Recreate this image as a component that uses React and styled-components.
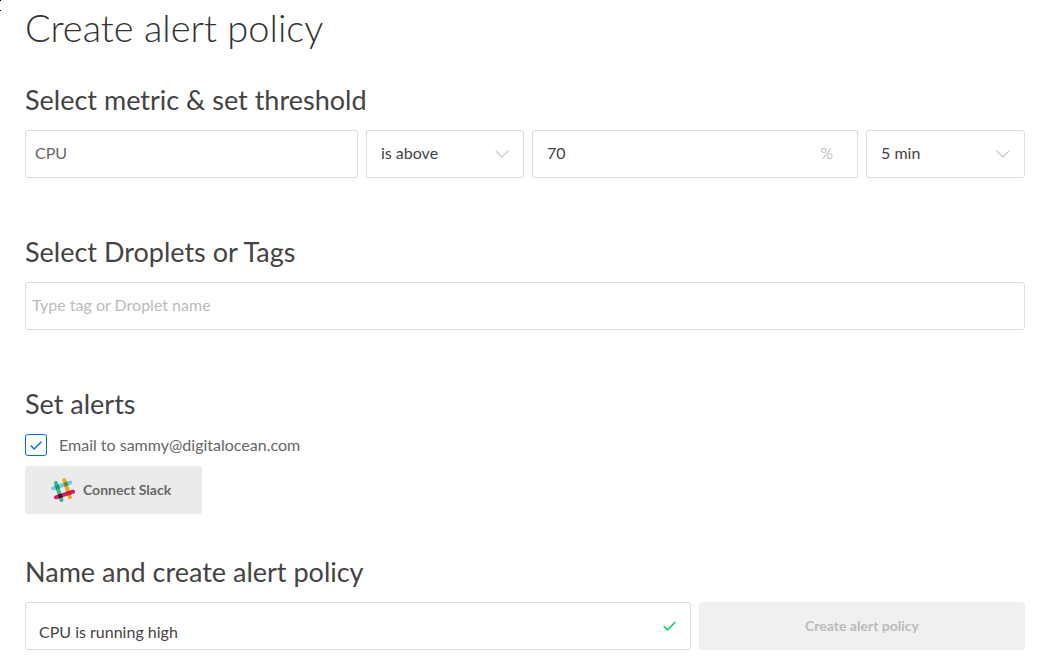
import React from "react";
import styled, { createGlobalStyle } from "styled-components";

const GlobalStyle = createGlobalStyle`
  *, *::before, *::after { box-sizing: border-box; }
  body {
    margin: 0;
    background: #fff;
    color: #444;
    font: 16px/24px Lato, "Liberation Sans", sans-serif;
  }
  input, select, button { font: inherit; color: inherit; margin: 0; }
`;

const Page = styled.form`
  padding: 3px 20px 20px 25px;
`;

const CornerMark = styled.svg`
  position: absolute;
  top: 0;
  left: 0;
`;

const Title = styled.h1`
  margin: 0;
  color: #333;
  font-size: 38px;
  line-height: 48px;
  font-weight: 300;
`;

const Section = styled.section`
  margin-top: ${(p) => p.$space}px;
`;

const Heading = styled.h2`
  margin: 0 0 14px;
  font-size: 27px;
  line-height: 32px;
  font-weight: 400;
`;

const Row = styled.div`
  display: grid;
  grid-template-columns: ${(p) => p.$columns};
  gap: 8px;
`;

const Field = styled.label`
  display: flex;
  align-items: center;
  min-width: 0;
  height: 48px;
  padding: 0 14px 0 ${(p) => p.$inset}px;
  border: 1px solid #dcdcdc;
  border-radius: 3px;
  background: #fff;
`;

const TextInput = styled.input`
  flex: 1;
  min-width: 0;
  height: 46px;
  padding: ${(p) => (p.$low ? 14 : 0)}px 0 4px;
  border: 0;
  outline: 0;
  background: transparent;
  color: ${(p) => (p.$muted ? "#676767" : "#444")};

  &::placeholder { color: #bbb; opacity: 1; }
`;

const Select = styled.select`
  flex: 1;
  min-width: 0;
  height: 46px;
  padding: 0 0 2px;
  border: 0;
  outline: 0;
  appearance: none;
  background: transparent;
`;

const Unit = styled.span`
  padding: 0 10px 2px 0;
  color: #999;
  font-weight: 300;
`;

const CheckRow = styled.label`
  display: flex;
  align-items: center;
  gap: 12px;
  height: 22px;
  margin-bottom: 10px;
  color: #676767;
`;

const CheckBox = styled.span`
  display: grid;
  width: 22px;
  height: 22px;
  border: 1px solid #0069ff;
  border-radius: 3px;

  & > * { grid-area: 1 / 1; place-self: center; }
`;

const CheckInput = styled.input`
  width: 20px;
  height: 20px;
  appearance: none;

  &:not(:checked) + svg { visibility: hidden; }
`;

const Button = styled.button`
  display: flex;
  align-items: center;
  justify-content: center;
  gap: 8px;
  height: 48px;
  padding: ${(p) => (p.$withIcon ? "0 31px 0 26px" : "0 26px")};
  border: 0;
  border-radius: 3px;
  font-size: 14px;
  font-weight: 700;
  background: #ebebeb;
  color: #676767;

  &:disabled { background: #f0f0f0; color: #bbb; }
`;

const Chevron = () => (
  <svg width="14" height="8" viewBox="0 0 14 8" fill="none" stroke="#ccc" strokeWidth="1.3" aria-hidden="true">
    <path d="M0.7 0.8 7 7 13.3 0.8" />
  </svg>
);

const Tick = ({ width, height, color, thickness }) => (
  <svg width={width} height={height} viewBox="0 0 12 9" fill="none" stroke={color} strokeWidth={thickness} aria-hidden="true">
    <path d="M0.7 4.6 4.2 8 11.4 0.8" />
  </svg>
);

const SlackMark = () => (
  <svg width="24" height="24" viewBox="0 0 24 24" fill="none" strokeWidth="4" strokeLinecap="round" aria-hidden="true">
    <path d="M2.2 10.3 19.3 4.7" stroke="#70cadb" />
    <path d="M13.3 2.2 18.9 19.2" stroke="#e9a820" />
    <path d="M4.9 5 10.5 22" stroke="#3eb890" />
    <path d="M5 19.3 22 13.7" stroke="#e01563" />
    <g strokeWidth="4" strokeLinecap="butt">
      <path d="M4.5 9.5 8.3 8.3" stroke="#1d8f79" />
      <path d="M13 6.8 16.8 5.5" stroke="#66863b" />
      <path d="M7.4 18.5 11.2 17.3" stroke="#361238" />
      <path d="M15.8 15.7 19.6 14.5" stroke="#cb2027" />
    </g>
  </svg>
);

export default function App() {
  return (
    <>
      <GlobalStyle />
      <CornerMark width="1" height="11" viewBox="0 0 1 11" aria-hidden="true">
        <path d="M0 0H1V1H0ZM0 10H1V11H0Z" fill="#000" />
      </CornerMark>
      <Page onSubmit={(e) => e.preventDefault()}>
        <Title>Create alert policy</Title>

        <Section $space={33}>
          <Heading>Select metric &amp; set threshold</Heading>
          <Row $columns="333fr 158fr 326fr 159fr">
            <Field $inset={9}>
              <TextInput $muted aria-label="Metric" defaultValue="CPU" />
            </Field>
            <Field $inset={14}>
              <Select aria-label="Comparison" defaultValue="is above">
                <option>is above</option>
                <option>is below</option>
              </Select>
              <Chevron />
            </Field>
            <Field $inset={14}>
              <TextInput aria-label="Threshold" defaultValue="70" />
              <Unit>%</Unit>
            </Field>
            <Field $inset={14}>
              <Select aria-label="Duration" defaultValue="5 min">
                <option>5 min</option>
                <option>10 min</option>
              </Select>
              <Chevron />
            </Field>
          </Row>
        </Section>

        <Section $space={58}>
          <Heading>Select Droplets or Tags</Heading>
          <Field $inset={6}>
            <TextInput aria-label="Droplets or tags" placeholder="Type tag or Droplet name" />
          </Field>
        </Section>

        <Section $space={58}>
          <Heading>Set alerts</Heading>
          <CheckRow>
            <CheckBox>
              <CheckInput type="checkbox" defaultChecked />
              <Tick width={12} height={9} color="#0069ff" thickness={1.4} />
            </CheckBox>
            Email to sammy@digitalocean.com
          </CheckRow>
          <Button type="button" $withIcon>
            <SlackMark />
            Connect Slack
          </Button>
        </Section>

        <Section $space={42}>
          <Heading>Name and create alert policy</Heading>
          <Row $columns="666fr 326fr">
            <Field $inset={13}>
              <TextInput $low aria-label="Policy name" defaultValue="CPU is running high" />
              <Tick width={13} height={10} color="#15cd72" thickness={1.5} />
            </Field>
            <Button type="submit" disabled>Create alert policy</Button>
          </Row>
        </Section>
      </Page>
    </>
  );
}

==

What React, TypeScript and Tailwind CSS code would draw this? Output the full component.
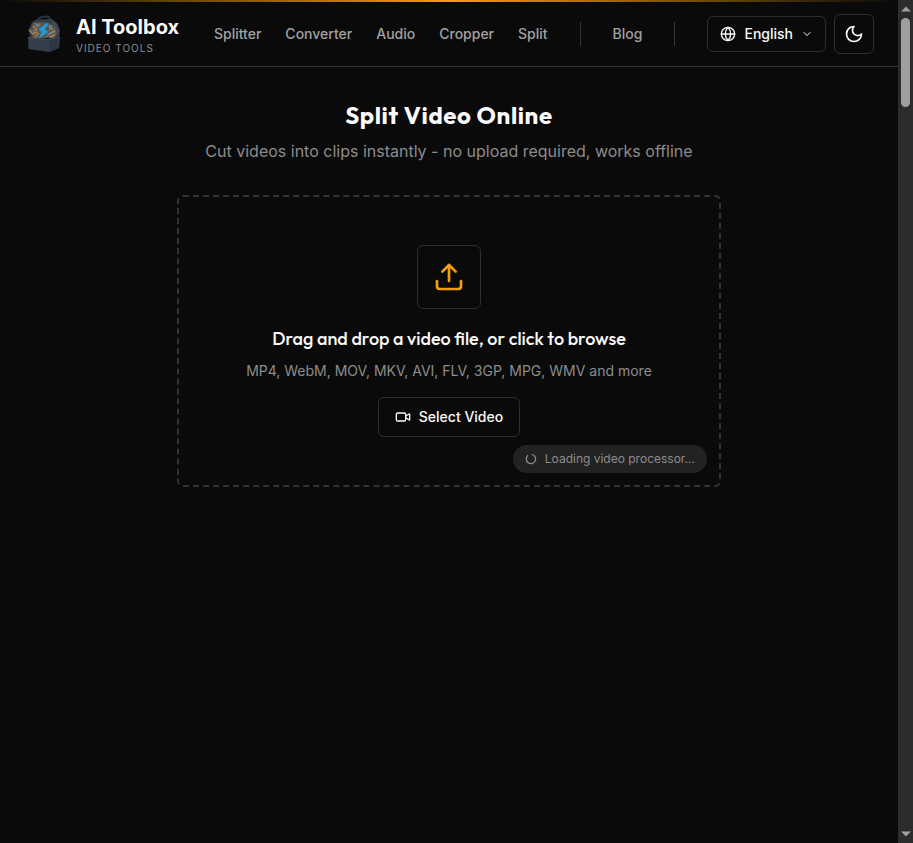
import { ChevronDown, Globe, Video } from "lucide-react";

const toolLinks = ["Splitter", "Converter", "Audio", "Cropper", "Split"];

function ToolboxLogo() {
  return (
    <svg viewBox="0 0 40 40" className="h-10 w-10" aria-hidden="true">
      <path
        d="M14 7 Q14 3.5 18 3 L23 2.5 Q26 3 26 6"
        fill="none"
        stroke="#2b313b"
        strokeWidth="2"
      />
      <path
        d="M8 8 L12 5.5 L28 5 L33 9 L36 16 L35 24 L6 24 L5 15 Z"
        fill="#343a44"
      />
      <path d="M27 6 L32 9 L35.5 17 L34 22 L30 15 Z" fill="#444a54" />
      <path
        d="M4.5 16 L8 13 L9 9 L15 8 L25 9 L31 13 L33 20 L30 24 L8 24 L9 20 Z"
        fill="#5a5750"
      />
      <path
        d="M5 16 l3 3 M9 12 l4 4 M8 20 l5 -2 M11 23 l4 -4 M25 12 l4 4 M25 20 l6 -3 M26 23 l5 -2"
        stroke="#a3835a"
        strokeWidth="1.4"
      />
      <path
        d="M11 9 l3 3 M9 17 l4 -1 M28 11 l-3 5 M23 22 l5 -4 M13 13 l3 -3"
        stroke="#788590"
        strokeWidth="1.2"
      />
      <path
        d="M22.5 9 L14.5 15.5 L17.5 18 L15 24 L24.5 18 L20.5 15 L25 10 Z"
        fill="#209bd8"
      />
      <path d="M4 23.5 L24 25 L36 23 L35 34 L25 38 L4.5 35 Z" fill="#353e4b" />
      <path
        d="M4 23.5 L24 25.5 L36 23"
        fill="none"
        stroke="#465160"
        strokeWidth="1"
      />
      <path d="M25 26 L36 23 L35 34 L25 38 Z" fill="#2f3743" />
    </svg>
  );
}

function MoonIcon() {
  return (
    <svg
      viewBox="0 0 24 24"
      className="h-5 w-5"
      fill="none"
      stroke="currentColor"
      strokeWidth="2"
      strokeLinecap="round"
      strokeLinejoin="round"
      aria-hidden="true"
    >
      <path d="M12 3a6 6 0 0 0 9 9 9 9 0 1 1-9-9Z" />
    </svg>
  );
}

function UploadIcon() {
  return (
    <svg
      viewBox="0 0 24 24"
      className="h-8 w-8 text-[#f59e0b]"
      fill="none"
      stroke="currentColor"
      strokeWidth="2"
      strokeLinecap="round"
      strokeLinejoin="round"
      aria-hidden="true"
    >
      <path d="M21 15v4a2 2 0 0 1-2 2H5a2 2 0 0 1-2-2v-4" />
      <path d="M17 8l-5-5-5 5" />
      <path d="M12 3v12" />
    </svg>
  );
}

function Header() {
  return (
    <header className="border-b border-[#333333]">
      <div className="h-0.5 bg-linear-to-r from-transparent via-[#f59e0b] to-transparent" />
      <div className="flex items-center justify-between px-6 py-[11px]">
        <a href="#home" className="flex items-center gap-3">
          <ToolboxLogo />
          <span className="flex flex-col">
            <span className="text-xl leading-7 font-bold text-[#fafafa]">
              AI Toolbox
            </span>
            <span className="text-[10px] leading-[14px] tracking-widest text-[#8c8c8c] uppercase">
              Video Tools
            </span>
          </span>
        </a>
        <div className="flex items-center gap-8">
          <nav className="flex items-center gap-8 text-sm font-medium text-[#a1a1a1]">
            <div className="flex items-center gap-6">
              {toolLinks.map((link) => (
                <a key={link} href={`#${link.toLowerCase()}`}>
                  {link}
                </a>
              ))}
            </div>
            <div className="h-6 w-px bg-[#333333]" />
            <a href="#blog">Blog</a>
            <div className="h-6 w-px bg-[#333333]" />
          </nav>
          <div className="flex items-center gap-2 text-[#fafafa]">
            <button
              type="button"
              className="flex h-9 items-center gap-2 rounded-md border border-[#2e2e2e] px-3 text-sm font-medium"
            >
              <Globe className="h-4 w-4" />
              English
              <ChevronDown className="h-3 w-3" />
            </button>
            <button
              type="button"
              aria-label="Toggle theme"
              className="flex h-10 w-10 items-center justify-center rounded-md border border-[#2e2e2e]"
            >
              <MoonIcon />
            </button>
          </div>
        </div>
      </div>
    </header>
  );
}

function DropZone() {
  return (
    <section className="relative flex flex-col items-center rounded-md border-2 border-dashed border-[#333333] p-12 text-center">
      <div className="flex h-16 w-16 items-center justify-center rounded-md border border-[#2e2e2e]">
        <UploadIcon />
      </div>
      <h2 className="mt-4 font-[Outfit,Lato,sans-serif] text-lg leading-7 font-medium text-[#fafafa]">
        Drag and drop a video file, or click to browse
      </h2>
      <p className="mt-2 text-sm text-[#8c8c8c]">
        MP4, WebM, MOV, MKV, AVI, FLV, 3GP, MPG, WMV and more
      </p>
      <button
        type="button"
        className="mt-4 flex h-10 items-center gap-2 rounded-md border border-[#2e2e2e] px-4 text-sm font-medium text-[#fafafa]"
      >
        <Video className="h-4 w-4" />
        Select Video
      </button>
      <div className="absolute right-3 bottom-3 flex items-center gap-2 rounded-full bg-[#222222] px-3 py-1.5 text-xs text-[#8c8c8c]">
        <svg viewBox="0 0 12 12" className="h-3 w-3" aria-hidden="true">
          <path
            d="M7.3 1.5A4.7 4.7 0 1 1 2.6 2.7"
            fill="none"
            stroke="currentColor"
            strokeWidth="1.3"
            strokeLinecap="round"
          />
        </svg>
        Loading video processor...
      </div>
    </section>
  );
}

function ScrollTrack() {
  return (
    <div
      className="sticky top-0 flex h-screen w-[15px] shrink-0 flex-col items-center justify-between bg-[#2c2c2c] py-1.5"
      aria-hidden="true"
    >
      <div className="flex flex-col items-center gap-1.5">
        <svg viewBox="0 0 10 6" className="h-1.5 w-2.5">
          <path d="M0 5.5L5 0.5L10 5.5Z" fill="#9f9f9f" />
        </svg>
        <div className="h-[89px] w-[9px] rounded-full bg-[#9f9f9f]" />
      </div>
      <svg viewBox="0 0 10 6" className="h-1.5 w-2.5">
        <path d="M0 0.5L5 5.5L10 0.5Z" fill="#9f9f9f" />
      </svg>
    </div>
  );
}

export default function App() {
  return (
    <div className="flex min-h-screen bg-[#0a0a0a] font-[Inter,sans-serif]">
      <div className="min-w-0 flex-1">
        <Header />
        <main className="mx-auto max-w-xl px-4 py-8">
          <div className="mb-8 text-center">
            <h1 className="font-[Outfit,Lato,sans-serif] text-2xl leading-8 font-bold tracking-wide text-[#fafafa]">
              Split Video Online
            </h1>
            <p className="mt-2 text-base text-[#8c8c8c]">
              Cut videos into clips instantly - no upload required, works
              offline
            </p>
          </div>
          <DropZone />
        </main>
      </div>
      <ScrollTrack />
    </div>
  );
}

__DIRECTIVE__
Copy each line from the records above that includes the string "this".

__PROBLEM SOLUTION__
Recreate this image as a component that uses React and styled-components.
What React, TypeScript and Tailwind CSS code would draw this? Output the full component.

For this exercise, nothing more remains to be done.